In Terry Tao's textbook on measure theory and integration, he notes that, given an elementary set $A$, the length of $A$, denoted $|A|$, may be written discretely as
$$|A| = \lim_{n \to \infty}\frac{1}{n} \#\left(A \cap \frac{\mathbb{Z}}{n}\right).$$ Intuitively, this makes sense for intervals of whole numbers... Obviously an interval of length 1 contains 1 integer, etc. But, I don't quite see how to prove this explicitly, or how it works for an interval, say $[e,\pi]$.
How can one go about explicitly proving this discrete notion of length?
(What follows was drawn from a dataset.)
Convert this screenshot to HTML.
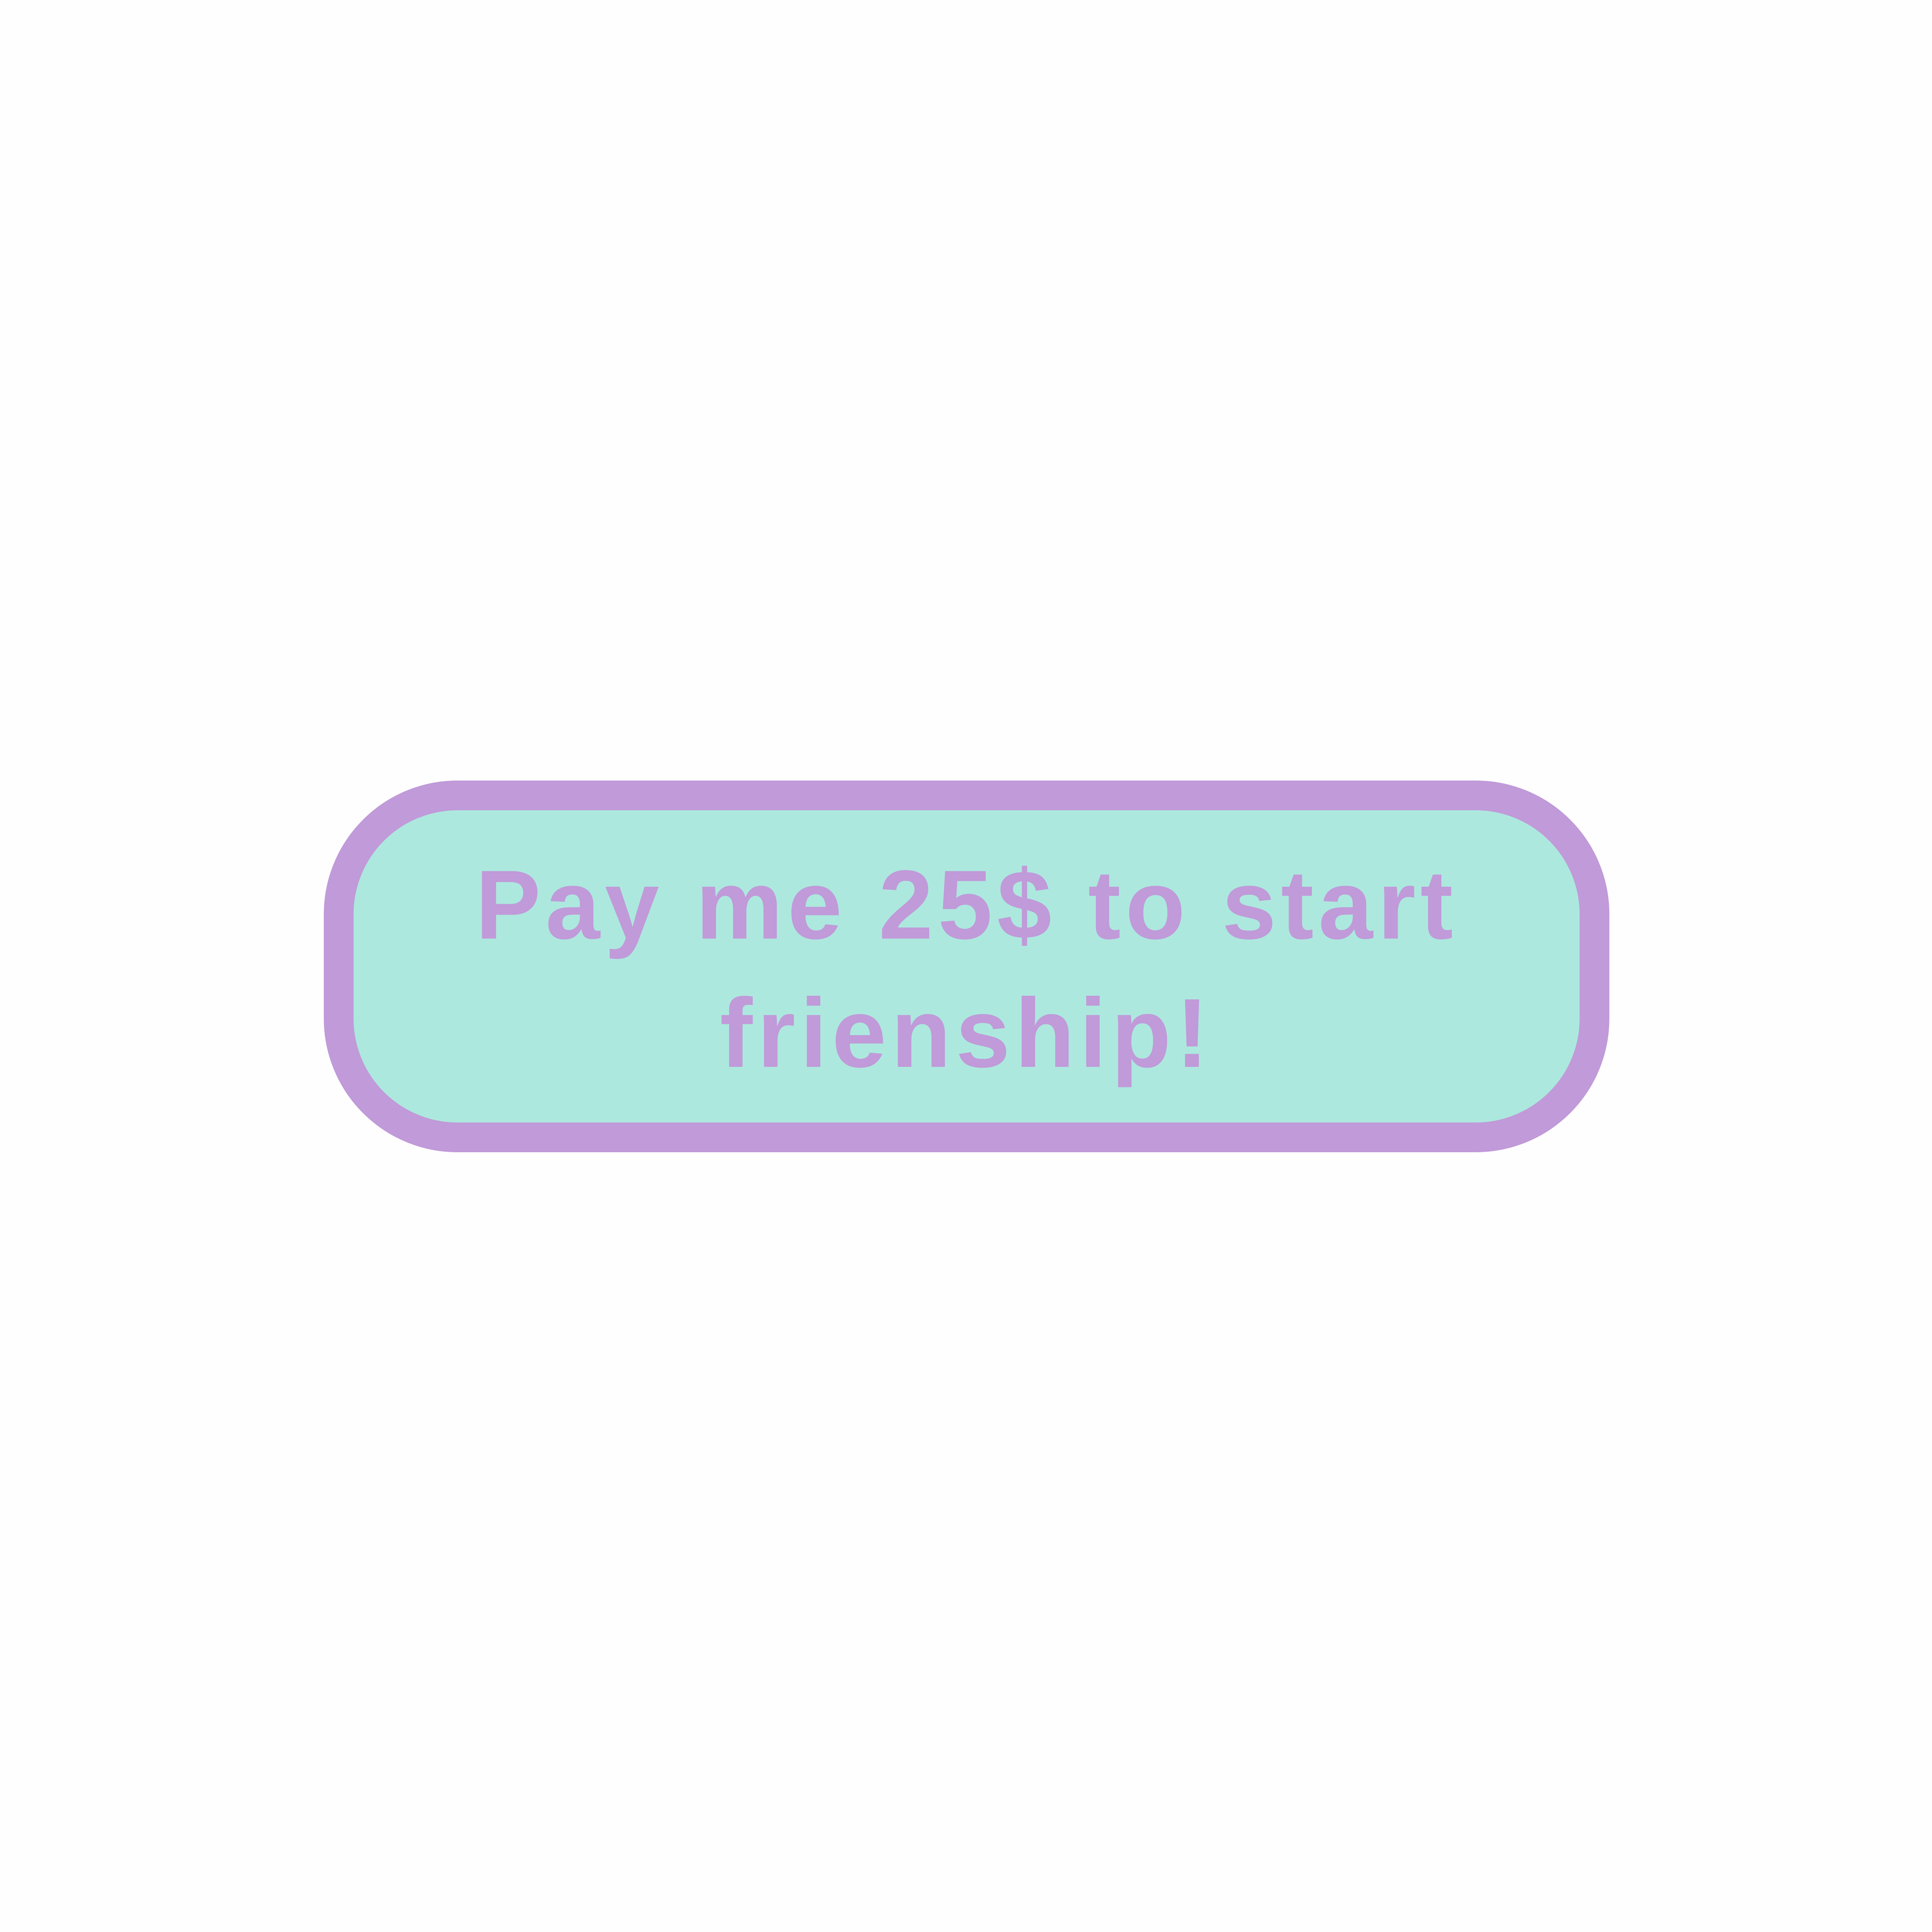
<!DOCTYPE html>
<html><head><meta charset="utf-8"><style>
html{margin:0;padding:0;width:100vw;height:100vw;overflow:hidden;background:#fefefe;}
body{margin:0;padding:0;width:100vw;height:100vw;position:relative;overflow:hidden;background:#fefefe;}
.box{position:absolute;left:16.76vw;top:40.39vw;width:66.53vw;height:19.24vw;box-sizing:border-box;border:1.55vw solid #c09ad9;background:#ade8de;border-radius:6.92vw;}
.t{position:absolute;left:16.76vw;width:66.53vw;text-align:center;font-family:"Liberation Sans",Arial,sans-serif;font-weight:bold;font-size:5.077vw;letter-spacing:0.24vw;color:#c09ad9;line-height:5.077vw;height:5.077vw;white-space:nowrap;}
</style></head><body>
<div class="box"></div>
<div class="t" style="top:44.29vw;">Pay me 25$ to start</div>
<div class="t" style="top:50.94vw;">frienship!</div>
</body></html>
Here, $\#$ denotes cardinality. Moreover, $$\frac{\mathbb{Z}}{n} : = \{ \frac{a}{n} \, : \, a \in \mathbb{Z} \}.$$
Suppose that $\#\left(A\cap\frac{\Bbb Z}n\right)=k$, where $(a,b)\subseteq A\subseteq[a,b]$; then
$$\frac{k-1}n\le b-a\le\frac{k+1}n\;.$$
(The extremes are when $A=\left[\frac{m}n,\frac{m+k-1}n\right]$ for some $m\in\Bbb Z$, and when $A=\left(\frac{m}n,\frac{m+k+1}n\right)$ for some $m\in\Bbb Z$.) Equivalently,
$$n(b-a)-1\le\#\left(A\cap\frac{\Bbb Z}n\right)\le n(b-a)+1\;,$$
or
$$b-a-\frac1n\le\frac1n\#\left(A\cap\frac{\Bbb Z}n\right)\le b-a+\frac1n\;.$$
Now just take the limit as $n\to\infty$.